I think it's starting. There are groups like the Fairplay Alliance, which is a coalition of over 100 different game companies that is trying to foster these kinds of conversations. I think there are definitely internal advocates inside companies that are trying to push companies to do better in these areas. 

But I think we have a case study and a history in looking at social media, right? We have the ability to look back on 10 years or more of social media history and say, "OK, what can we learn from the mistakes and the problems that social media has had?" 

It goes without saying that online multiplayer games were among the first digital spaces before social media. I grew up playing Everquest and Ultima Online, which were digital social spaces before I joined Facebook and many others. But I think the scale and the complexity of the problems that social media has faced are definitely an area where the game industry needs to look to and adapt — and to do so quickly.

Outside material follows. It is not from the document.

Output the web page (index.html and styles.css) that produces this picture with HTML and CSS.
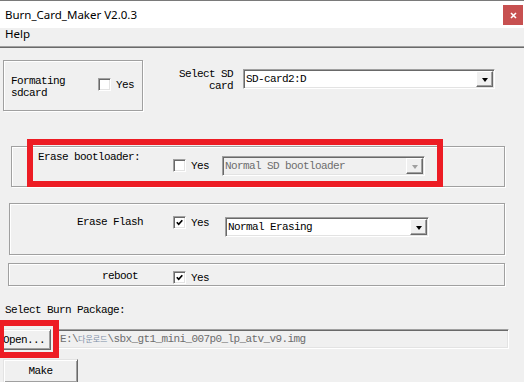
FILE: index.html
```html
<!DOCTYPE html>
<html lang="en">

<head>
  <meta charset="UTF-8">
  <meta name="viewport" content="width=device-width, initial-scale=1.0">
  <title>Burn_Card_Maker V2.0.3</title>
  <link rel="stylesheet" href="styles.css">
</head>

<body>
  <div class="window">
    <div class="titlebar">
      <span class="title">Burn_Card_Maker V2.0.3</span>
      <span class="close">
        <svg width="7" height="7" viewBox="0 0 7 7">
          <path d="M1 1 L6 6 M6 1 L1 6" stroke="#fff" stroke-width="1.6" fill="none" />
        </svg>
      </span>
    </div>
    <div class="menubar"><span class="menu_item">Help</span></div>
    <div class="sep"></div>

    <div class="client">
      <div class="row1">
        <div class="group gb_format">
          <div class="lbl lbl_format">Formating<br>sdcard</div>
          <label class="check chk_format"><span class="box"></span>Yes</label>
        </div>
        <div class="lbl lbl_sd">Select SD<br>card</div>
        <div class="combo combo_sd">
          <span class="combo_text">SD-card2:D</span>
          <span class="drop"><i class="arrow"></i></span>
        </div>
      </div>

      <div class="group gb_boot">
        <div class="lbl lbl_boot">Erase bootloader:</div>
        <label class="check chk_boot"><span class="box"></span>Yes</label>
        <div class="combo combo_boot disabled">
          <span class="combo_text">Normal SD bootloader</span>
          <span class="drop"><i class="arrow"></i></span>
        </div>
      </div>

      <div class="group gb_flash">
        <div class="lbl lbl_flash">Erase Flash</div>
        <label class="check chk_flash">
          <span class="box">
            <svg width="7" height="7" viewBox="0 0 7 7">
              <path d="M0.8 3.2 L2.7 5.3 L6.3 1.2" stroke="#000" stroke-width="1.7" fill="none" />
            </svg>
          </span>Yes
        </label>
        <div class="combo combo_flash">
          <span class="combo_text">Normal Erasing</span>
          <span class="drop"><i class="arrow"></i></span>
        </div>
      </div>

      <div class="group gb_reboot">
        <div class="lbl lbl_reboot">reboot</div>
        <label class="check chk_reboot">
          <span class="box">
            <svg width="7" height="7" viewBox="0 0 7 7">
              <path d="M0.8 3.2 L2.7 5.3 L6.3 1.2" stroke="#000" stroke-width="1.7" fill="none" />
            </svg>
          </span>Yes
        </label>
      </div>

      <div class="lbl lbl_pkg">Select Burn Package:</div>

      <div class="open_row">
        <button type="button" class="btn open_btn">Open...</button>
        <div class="path">E:\<span class="ko">다운로드</span>\sbx_gt1_mini_007p0_lp_atv_v9.img</div>
      </div>

      <button type="button" class="btn make_btn">Make</button>
    </div>

    <div class="mark mark_boot"></div>
    <div class="mark mark_open"></div>
  </div>
</body>

</html>
```

FILE: styles.css
```css
* {
  box-sizing: border-box;
}

body {
  margin: 0;
  width: 524px;
  height: 382px;
  overflow: hidden;
  background-color: #f0f0f0;
}

.window {
  position: relative;
  width: 524px;
  height: 382px;
}

.titlebar {
  height: 28px;

  display: flex;
  justify-content: space-between;
  align-items: flex-start;

  border-top: 1px solid #7a7a7a;
  background-color: #fff;
}

.title {
  margin: 7px 0 0 5px;
  font-family: "Noto Sans", sans-serif;
  font-size: 11.5px;
  line-height: 13px;
  color: #000;
}

.close {
  width: 20px;
  height: 20px;

  display: flex;
  justify-content: center;
  align-items: center;

  margin: 4px 1px 0 0;
  background-color: #c75050;
}

.menubar {
  height: 18px;
  padding-left: 5px;
  background-color: #f0f0f0;
}

.menu_item {
  display: block;
  font-family: "Noto Sans", sans-serif;
  font-size: 11.5px;
  line-height: 11px;
  color: #000;
}

.sep {
  height: 2px;
  border-top: 1px solid #a0a0a0;
  border-bottom: 1px solid #6a6a6a;
}

.client {
  display: flex;
  flex-direction: column;
  align-items: flex-start;
}

.lbl,
.check,
.combo,
.path,
.btn {
  font-family: "Liberation Mono", "Noto Sans CJK KR", monospace;
  font-size: 11px;
  letter-spacing: -0.6px;
  line-height: 12px;
  color: #000;
  white-space: nowrap;
}

.group {
  display: flex;
  align-items: flex-start;

  border: 1px solid #a0a0a0;
  box-shadow: 1px 1px 0 #fff, inset 1px 1px 0 #fff;
}

.check {
  display: flex;
  align-items: center;
  gap: 5px;
}

.box {
  width: 13px;
  height: 13px;

  display: flex;
  justify-content: center;
  align-items: center;

  border: 1px solid;
  border-color: #a0a0a0 #fff #fff #a0a0a0;
  box-shadow: inset 1px 1px 0 #696969, inset -1px -1px 0 #e3e3e3;
  background-color: #fff;
}

.combo {
  height: 20px;

  display: flex;
  justify-content: space-between;
  align-items: center;

  padding: 0 1px 0 1px;
  border: 1px solid;
  border-color: #a0a0a0 #fff #fff #a0a0a0;
  box-shadow: inset 1px 1px 0 #696969, inset -1px -1px 0 #e3e3e3;
  background-color: #fff;
}

.combo_text {
  padding-left: 1px;
}

.drop {
  width: 17px;
  height: 16px;

  display: flex;
  justify-content: center;
  align-items: center;

  border: 1px solid;
  border-color: #fff #696969 #696969 #fff;
  box-shadow: inset -1px -1px 0 #a0a0a0;
  background-color: #f0f0f0;
}

.arrow {
  width: 0;
  height: 0;
  margin-top: 1px;
  border-left: 3px solid transparent;
  border-right: 3px solid transparent;
  border-top: 4px solid #000;
}

.disabled {
  background-color: #f0f0f0;
  color: #6d6d6d;
}

.disabled .arrow {
  border-top-color: #a0a0a0;
}

/* row 1 */
.row1 {
  display: flex;
  align-items: flex-start;
  margin: 12px 0 0 3px;
}

.gb_format {
  width: 140px;
  height: 51px;
}

.lbl_format {
  width: 87px;
  margin: 14px 0 0 7px;
}

.chk_format {
  margin-top: 17px;
}

.lbl_sd {
  width: 90px;
  margin-top: 8px;
  text-align: right;
}

.combo_sd {
  width: 252px;
  margin: 9px 0 0 10px;
}

/* erase bootloader */
.gb_boot {
  width: 494px;
  height: 41px;
  margin: 35px 0 0 11px;
}

.lbl_boot {
  width: 135px;
  margin: 4px 0 0 26px;
}

.chk_boot {
  width: 49px;
  margin-top: 12px;
}

.combo_boot {
  width: 203px;
  margin-top: 9px;
}

/* erase flash */
.gb_flash {
  width: 496px;
  height: 52px;
  margin: 16px 0 0 9px;
}

.lbl_flash {
  width: 96px;
  margin: 12px 0 0 67px;
}

.chk_flash {
  width: 52px;
  margin-top: 12px;
}

.combo_flash {
  width: 204px;
  margin-top: 13px;
}

/* reboot */
.gb_reboot {
  width: 497px;
  height: 23px;
  margin: 8px 0 0 8px;
}

.lbl_reboot {
  width: 71px;
  margin: 6px 0 0 93px;
}

.chk_reboot {
  margin-top: 7px;
}

/* package */
.lbl_pkg {
  margin: 18px 0 0 5px;
}

.open_row {
  display: flex;
  align-items: flex-start;
  margin-top: 13px;
}

.btn {
  margin: 0;
  padding: 0;

  border: 1px solid;
  border-color: #e3e3e3 #696969 #696969 #e3e3e3;
  box-shadow: inset 1px 1px 0 #fff, inset -1px -1px 0 #a0a0a0;
  background-color: #f0f0f0;
}

.open_btn {
  width: 51px;
  height: 21px;
  padding-left: 2px;
  text-align: left;
}

.path {
  width: 452px;
  height: 20px;

  display: flex;
  align-items: center;

  margin-left: 6px;
  padding-left: 2px;
  border: 1px solid;
  border-color: #a0a0a0 #fff #fff #a0a0a0;
  box-shadow: inset 1px 1px 0 #696969, inset -1px -1px 0 #e3e3e3;
  color: #6d6d6d;
}

.ko {
  font-family: "Noto Sans CJK KR", sans-serif;
  font-size: 8px;
  letter-spacing: 0;
  color: #7d8fa8;
}

.make_btn {
  width: 75px;
  height: 24px;
  margin: 9px 0 0 3px;
  text-align: center;
}

/* red annotation boxes */
.mark {
  position: absolute;
  border: 6px solid #ed1c24;
}

.mark_boot {
  left: 27px;
  top: 139px;
  width: 416px;
  height: 48px;
}

.mark_open {
  left: -2px;
  top: 320px;
  width: 61px;
  height: 38px;
}
```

Going back to the political signs in Animal Crossing, we have to wonder: with the U.S. federal election — this very contentious election — just over a month away, do you think it's possible that video games will be used to spread misinformation that affects this year's vote? 

Do you think that there are people trying to figure that out right now?

I don't know, and I don't think we do know. I think what we can do and what I'm trying to do through conversations like this, through articles, through conversation with companies, is to encourage companies to prepare for that happening. 

We've seen the same patterns of sort of transgressive behaviour occur in each generation and iteration of social spaces. So I don't know that we can necessarily today point to the data saying, "Oh, yes, disinformation is definitely happening in Animal Crossing or in Fortnite." 

But I think what we can say is in 2006, when Facebook first opened up to beyond college students, I don't think we could imagine in 10 years it would be the focal point of a discussion around the 2016 election. Or that in 2017 it would be implicated in genocide.

I think we need to take a long arching view of where these spaces could go, and prepare.